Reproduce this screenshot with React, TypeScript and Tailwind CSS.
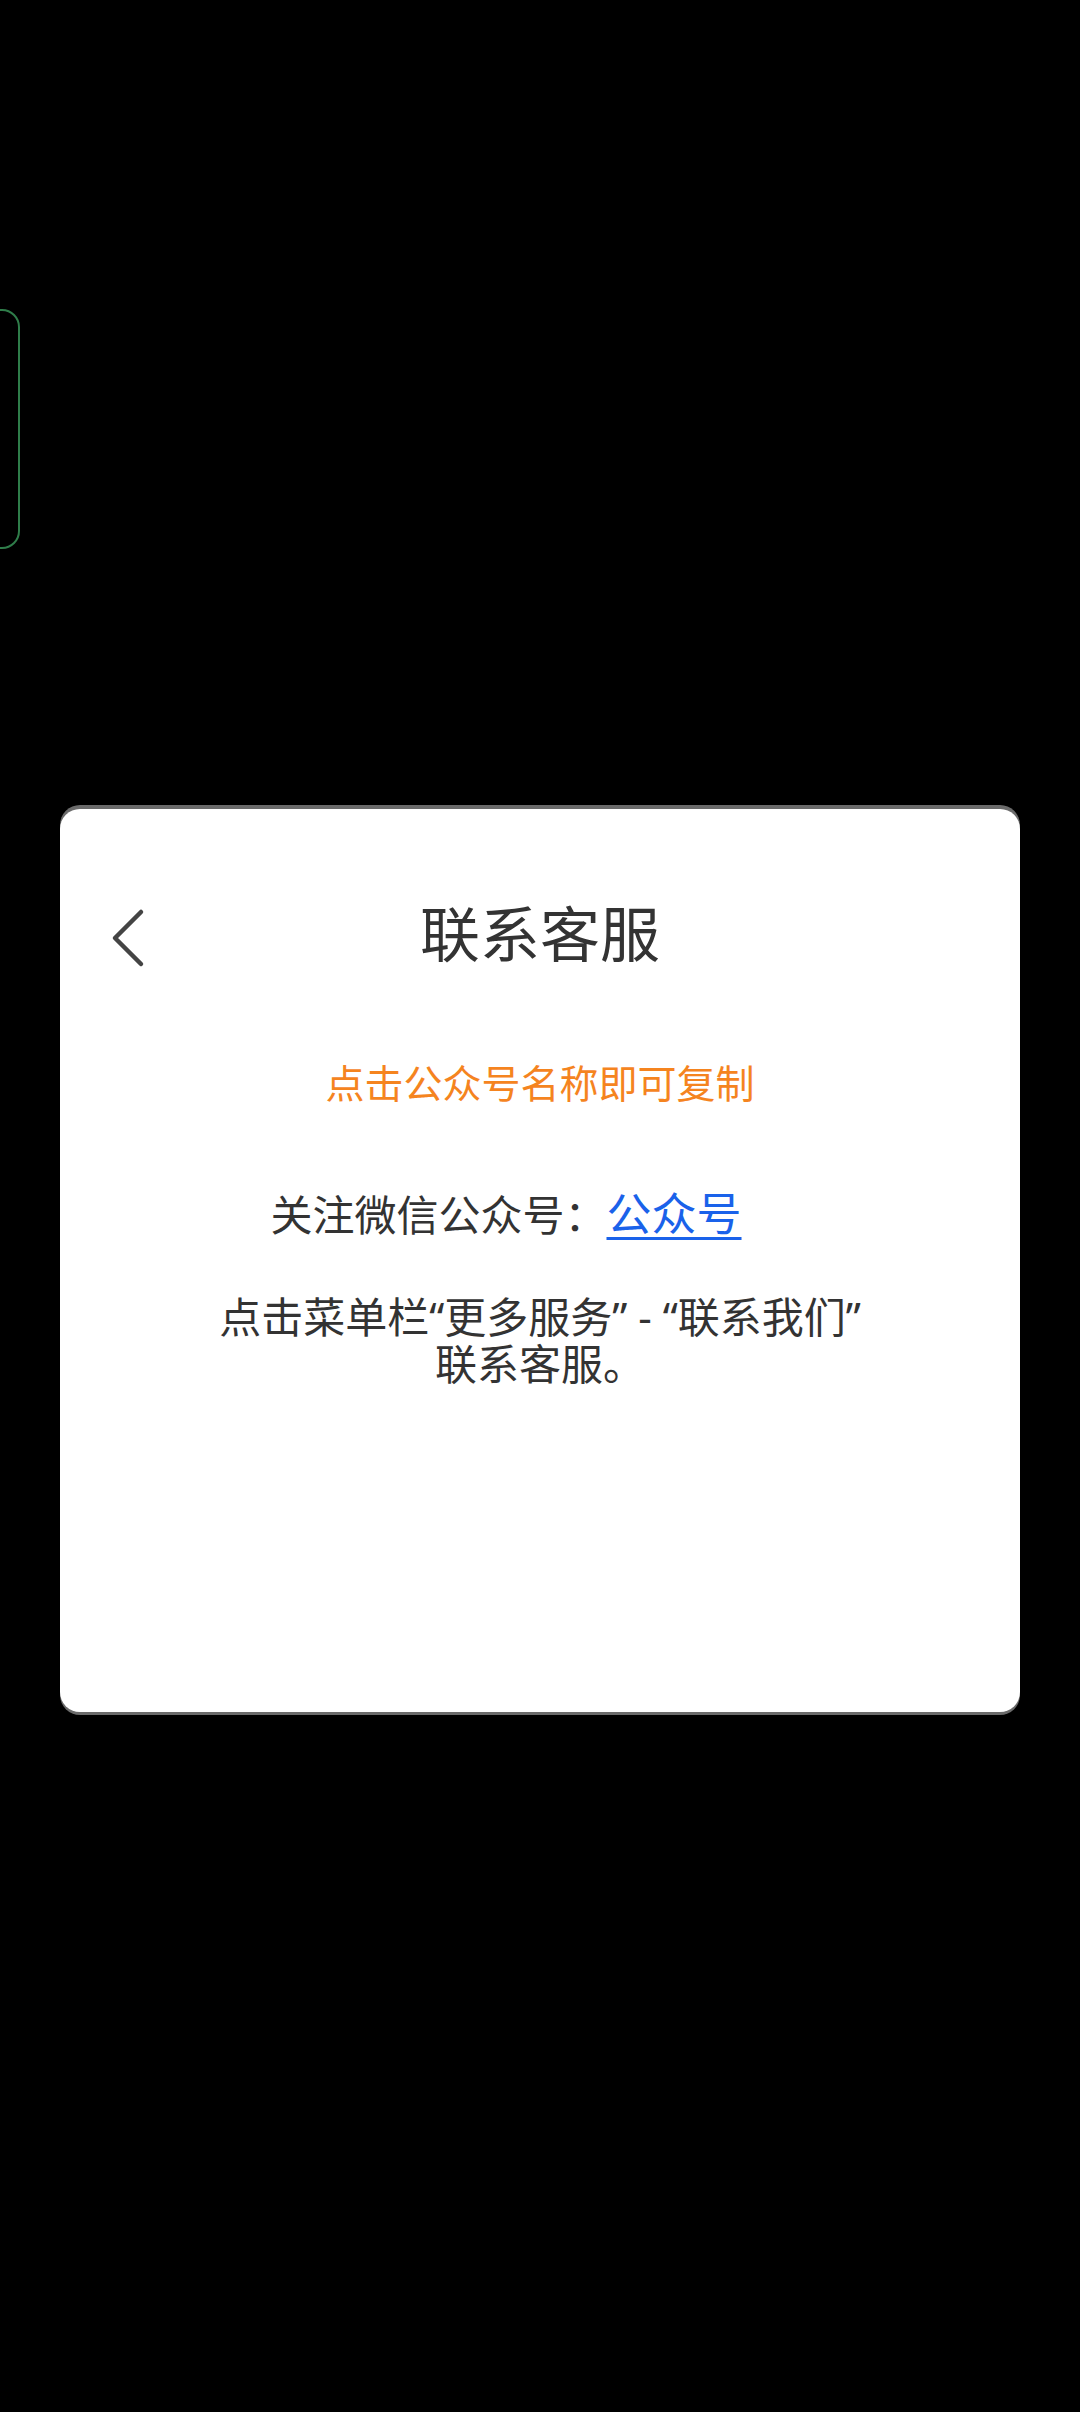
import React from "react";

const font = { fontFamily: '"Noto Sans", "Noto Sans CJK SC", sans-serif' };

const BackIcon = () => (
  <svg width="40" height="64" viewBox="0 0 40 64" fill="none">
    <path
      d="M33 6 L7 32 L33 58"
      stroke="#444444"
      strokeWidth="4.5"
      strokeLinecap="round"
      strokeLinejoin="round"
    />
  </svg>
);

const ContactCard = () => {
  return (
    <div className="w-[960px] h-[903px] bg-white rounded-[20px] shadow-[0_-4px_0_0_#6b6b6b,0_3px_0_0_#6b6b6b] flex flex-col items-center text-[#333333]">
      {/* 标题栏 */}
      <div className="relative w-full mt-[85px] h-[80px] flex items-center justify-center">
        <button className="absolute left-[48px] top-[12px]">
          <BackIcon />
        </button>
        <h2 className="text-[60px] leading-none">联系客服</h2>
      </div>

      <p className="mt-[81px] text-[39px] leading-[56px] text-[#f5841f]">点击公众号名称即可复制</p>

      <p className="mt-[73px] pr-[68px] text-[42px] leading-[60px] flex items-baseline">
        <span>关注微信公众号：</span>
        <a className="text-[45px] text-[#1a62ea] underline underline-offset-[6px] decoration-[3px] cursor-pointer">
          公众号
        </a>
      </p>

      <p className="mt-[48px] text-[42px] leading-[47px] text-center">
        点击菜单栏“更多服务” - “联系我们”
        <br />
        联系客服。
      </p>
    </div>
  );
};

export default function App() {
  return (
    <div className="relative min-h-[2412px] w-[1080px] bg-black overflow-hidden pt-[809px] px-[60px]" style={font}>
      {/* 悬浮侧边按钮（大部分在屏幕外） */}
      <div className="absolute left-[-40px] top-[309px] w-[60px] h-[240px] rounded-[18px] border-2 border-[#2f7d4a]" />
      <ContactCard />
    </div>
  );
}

> **What is required**: Reproduce every line precisely as given, omitting all pictures.

> **Written answer**:
Reproduce this screenshot with React, TypeScript and Tailwind CSS.
import React from "react";

const font = { fontFamily: '"Noto Sans", "Noto Sans CJK SC", sans-serif' };

const BackIcon = () => (
  <svg width="40" height="64" viewBox="0 0 40 64" fill="none">
    <path
      d="M33 6 L7 32 L33 58"
      stroke="#444444"
      strokeWidth="4.5"
      strokeLinecap="round"
      strokeLinejoin="round"
    />
  </svg>
);

const ContactCard = () => {
  return (
    <div className="w-[960px] h-[903px] bg-white rounded-[20px] shadow-[0_-4px_0_0_#6b6b6b,0_3px_0_0_#6b6b6b] flex flex-col items-center text-[#333333]">
      {/* 标题栏 */}
      <div className="relative w-full mt-[85px] h-[80px] flex items-center justify-center">
        <button className="absolute left-[48px] top-[12px]">
          <BackIcon />
        </button>
        <h2 className="text-[60px] leading-none">联系客服</h2>
      </div>

      <p className="mt-[81px] text-[39px] leading-[56px] text-[#f5841f]">点击公众号名称即可复制</p>

      <p className="mt-[73px] pr-[68px] text-[42px] leading-[60px] flex items-baseline">
        <span>关注微信公众号：</span>
        <a className="text-[45px] text-[#1a62ea] underline underline-offset-[6px] decoration-[3px] cursor-pointer">
          公众号
        </a>
      </p>

      <p className="mt-[48px] text-[42px] leading-[47px] text-center">
        点击菜单栏“更多服务” - “联系我们”
        <br />
        联系客服。
      </p>
    </div>
  );
};

export default function App() {
  return (
    <div className="relative min-h-[2412px] w-[1080px] bg-black overflow-hidden pt-[809px] px-[60px]" style={font}>
      {/* 悬浮侧边按钮（大部分在屏幕外） */}
      <div className="absolute left-[-40px] top-[309px] w-[60px] h-[240px] rounded-[18px] border-2 border-[#2f7d4a]" />
      <ContactCard />
    </div>
  );
}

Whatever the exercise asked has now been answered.